I wasn't involved in script development whatsoever. The reason I attached myself was because at my school (a Cal State school...during a time where we're in a budget crisis) selects 4-5 projects to be made as senior films out of about 20 submitted scripts. In the mean time, people scramble to attach themselves to projects, because in your proposal, you must submit the people you have for major crew positions (DP(s), Producer(s), Editor(s), Sound, etc.). So I had my name on about 3-4 projects. Only ONE of those I was actually really interested in producing.

That project was submitted by the DP of this film. It was a slice of life type film about a girl with cancer. The guy who submitted it actually had cancer when he was about 17 or so and survived and has this work ethic that's just unreal...plus he's great at everything he does. He's the coolest guy I've met in film school, bar none. He actually turned down acceptance to MIT because his passion is film, and he wanted to go to film school. Anyway, he wrote this script and pitched it to the American Cancer Society, and they offered $2000 to donate to it. The script itself was rough...but he was offering myself a lot of input creatively to help improve it.
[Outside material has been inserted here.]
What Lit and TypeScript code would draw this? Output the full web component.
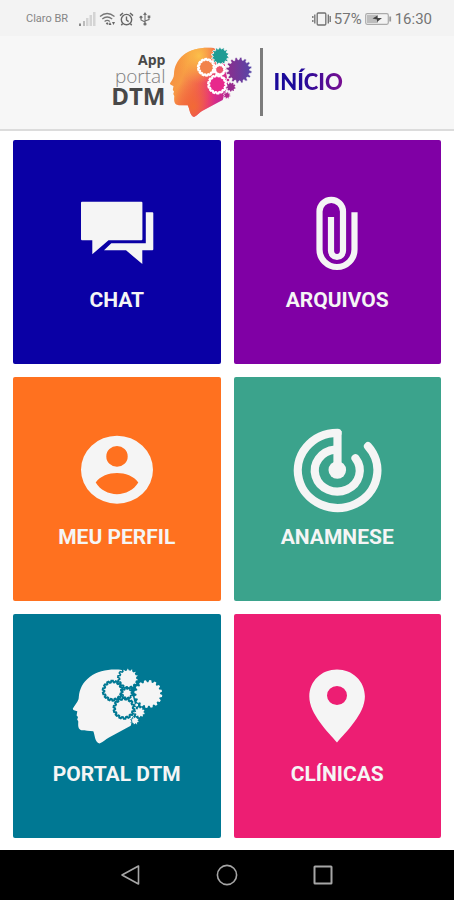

Anyway, that project didn't get selected, but he was DPing on this one (which was obviously selected) so I decided it'd be okay. Plus the director wasn't someone I was friends with, per se, but a decent guy who had made lots of films, so he was at least experienced. He didn't allow us to give notes on the script, nothing (I found this out in our 2nd post-being-accepted meeting)...so essentially, I didn't care about the script, but as I said...I felt at that point I'd already made my senior film with that NYU project (which I was involved in development from day 1), so this was merely for the grade.